● Objective
Select every line holding the word "page" and copy it.

● Data
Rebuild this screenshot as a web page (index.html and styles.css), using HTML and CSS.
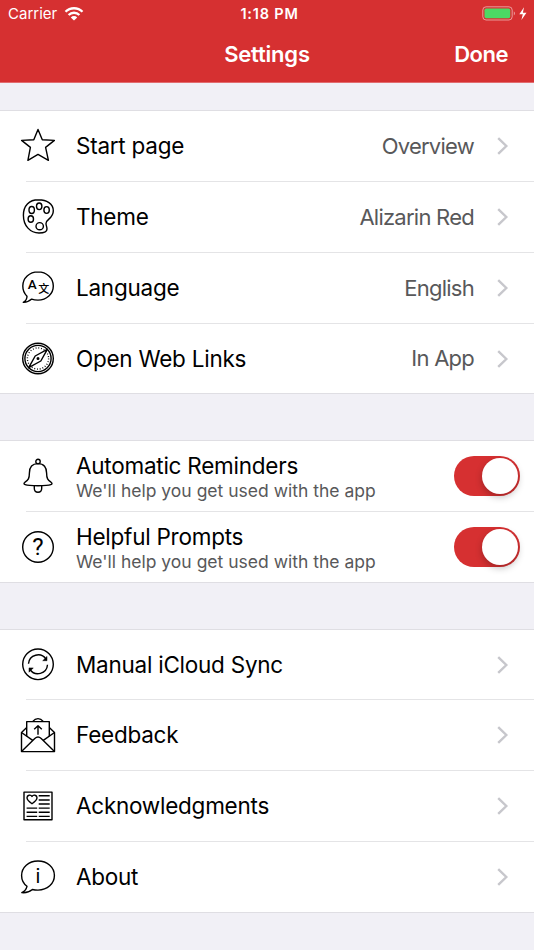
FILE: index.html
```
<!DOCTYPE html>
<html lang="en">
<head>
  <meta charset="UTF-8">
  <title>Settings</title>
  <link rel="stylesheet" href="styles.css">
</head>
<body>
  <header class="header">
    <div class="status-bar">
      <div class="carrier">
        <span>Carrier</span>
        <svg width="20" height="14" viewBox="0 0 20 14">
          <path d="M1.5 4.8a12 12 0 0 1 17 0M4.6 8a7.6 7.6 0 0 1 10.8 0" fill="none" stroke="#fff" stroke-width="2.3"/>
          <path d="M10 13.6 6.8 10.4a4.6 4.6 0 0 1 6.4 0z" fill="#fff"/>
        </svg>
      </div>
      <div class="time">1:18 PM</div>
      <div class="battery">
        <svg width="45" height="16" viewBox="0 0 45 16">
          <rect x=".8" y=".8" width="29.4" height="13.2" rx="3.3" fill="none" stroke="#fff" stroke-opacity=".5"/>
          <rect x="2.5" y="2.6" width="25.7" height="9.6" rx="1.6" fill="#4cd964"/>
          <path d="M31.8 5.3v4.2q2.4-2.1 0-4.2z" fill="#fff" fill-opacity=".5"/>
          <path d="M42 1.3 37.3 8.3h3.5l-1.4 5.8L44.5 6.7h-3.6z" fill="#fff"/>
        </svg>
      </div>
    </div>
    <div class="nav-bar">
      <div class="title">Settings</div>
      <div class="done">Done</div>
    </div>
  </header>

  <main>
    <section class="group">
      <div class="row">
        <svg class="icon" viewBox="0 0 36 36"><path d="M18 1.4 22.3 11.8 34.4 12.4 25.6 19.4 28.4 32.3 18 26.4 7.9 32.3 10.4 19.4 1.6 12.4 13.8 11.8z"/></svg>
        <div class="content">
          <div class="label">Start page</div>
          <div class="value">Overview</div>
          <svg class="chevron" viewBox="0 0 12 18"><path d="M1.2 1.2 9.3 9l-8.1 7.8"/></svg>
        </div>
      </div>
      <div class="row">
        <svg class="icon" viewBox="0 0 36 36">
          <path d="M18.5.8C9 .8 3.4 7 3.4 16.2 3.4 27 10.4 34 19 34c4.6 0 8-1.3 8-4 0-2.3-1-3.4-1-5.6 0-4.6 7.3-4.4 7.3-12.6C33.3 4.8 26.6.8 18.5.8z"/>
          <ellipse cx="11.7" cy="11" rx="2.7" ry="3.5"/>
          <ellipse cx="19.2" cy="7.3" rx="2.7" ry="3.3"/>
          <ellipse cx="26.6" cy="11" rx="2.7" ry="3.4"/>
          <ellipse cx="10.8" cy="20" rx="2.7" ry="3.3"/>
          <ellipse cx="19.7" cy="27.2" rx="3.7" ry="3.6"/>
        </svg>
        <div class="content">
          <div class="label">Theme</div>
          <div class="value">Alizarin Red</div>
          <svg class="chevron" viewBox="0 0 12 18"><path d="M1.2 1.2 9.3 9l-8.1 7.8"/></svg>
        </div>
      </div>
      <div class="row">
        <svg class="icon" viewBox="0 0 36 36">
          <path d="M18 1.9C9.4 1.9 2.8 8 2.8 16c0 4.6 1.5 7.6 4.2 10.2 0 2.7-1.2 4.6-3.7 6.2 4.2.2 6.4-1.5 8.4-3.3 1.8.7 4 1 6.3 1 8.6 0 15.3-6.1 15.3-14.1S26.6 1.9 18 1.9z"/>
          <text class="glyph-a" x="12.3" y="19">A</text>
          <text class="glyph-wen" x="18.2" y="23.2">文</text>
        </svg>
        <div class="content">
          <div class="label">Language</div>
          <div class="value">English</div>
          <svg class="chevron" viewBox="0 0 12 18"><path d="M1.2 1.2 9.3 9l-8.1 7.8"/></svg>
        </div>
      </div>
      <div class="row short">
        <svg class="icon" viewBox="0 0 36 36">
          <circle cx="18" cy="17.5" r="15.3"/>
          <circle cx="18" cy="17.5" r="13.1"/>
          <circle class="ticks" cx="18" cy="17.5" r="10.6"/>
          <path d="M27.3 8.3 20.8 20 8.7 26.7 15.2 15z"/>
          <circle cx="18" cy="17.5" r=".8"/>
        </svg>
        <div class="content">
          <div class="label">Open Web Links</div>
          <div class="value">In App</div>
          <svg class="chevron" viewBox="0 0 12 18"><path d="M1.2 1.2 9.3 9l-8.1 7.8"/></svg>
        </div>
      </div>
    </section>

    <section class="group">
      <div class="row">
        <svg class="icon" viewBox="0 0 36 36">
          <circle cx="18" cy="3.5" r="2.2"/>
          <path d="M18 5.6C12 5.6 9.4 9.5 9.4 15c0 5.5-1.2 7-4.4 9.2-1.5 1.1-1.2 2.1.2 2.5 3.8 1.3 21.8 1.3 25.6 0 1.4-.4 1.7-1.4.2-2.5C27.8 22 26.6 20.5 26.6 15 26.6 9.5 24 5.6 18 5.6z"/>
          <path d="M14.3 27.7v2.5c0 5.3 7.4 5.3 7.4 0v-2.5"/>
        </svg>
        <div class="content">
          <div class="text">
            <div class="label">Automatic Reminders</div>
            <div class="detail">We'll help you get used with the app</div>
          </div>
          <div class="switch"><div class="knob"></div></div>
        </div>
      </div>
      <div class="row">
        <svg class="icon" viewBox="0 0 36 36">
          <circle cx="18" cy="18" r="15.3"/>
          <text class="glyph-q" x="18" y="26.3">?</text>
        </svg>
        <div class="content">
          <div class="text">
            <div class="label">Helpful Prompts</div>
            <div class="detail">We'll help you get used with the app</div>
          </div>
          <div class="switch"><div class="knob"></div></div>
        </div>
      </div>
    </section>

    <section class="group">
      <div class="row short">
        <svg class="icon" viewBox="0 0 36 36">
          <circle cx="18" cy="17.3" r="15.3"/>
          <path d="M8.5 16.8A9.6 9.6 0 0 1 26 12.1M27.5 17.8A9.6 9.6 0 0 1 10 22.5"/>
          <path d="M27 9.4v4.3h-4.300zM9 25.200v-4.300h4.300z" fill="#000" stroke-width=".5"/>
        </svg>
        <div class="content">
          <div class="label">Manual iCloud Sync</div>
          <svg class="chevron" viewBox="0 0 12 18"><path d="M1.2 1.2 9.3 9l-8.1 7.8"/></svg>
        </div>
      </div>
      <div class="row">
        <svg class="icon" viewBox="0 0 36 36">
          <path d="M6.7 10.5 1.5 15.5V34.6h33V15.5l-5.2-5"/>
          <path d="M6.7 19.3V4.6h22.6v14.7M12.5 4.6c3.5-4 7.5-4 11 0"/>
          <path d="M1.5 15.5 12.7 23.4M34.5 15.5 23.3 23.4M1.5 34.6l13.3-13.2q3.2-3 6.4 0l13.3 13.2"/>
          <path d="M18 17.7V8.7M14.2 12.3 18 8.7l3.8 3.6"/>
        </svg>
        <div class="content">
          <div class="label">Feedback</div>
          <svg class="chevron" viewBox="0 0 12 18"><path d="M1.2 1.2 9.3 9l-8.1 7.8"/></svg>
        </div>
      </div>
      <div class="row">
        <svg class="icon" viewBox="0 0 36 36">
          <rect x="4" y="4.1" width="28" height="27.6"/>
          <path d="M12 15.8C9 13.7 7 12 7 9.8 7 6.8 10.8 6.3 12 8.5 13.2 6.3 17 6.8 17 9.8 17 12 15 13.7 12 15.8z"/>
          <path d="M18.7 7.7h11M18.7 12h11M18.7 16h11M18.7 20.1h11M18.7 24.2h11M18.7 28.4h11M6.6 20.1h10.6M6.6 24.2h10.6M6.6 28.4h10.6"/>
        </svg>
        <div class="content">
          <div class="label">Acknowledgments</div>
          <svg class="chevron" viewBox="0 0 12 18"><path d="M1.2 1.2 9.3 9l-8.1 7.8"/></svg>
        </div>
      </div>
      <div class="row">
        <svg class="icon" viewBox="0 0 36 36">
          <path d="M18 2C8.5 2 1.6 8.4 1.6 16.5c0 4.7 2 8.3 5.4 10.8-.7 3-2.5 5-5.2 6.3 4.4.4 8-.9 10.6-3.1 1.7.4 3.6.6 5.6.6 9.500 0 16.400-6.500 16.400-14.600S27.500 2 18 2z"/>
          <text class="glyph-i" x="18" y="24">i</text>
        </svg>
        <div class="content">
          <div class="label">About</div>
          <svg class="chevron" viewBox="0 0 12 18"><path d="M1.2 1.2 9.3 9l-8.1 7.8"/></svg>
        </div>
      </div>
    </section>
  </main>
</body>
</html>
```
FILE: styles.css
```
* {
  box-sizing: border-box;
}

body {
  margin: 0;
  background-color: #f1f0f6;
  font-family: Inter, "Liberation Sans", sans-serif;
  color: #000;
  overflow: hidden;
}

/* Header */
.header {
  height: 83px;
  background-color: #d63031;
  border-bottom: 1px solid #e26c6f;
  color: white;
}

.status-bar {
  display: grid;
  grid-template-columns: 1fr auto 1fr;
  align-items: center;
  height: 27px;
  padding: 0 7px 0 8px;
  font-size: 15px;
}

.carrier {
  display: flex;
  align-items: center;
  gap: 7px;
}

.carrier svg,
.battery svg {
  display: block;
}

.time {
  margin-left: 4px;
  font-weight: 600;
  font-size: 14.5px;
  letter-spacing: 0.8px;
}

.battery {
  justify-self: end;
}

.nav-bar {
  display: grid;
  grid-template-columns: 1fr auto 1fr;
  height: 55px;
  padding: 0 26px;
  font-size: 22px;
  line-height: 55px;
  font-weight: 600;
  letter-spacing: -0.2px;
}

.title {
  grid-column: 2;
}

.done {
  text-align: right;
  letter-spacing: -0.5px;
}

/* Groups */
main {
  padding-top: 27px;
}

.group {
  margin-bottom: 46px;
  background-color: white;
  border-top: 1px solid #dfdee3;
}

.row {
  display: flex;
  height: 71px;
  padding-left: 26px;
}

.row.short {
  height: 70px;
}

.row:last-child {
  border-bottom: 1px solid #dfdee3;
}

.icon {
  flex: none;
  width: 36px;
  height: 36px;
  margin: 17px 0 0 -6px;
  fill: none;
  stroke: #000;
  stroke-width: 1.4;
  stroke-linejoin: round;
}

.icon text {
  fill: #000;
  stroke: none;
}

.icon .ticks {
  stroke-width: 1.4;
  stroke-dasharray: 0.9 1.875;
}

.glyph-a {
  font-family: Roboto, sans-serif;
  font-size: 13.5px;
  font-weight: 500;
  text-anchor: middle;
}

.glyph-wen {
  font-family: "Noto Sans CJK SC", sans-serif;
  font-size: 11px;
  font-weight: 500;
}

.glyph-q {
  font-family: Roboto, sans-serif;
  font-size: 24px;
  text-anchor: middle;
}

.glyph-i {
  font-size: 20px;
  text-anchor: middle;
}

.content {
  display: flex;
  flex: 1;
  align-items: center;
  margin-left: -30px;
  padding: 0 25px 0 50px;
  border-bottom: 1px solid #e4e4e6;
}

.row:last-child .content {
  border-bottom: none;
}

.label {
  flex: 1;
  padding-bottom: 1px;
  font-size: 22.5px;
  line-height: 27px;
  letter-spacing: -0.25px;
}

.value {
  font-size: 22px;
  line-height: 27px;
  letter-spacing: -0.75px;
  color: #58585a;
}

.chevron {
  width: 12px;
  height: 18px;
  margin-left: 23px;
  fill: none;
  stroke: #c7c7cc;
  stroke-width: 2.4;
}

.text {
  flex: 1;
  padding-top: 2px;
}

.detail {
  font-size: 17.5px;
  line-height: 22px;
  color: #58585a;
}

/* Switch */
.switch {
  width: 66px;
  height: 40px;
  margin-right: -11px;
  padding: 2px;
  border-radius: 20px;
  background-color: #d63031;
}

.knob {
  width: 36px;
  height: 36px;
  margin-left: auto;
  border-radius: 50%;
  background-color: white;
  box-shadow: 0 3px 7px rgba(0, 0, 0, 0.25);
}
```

● Response to the exercise
Rebuild this screenshot as a web page (index.html and styles.css), using HTML and CSS.
          <div class="label">Start page</div>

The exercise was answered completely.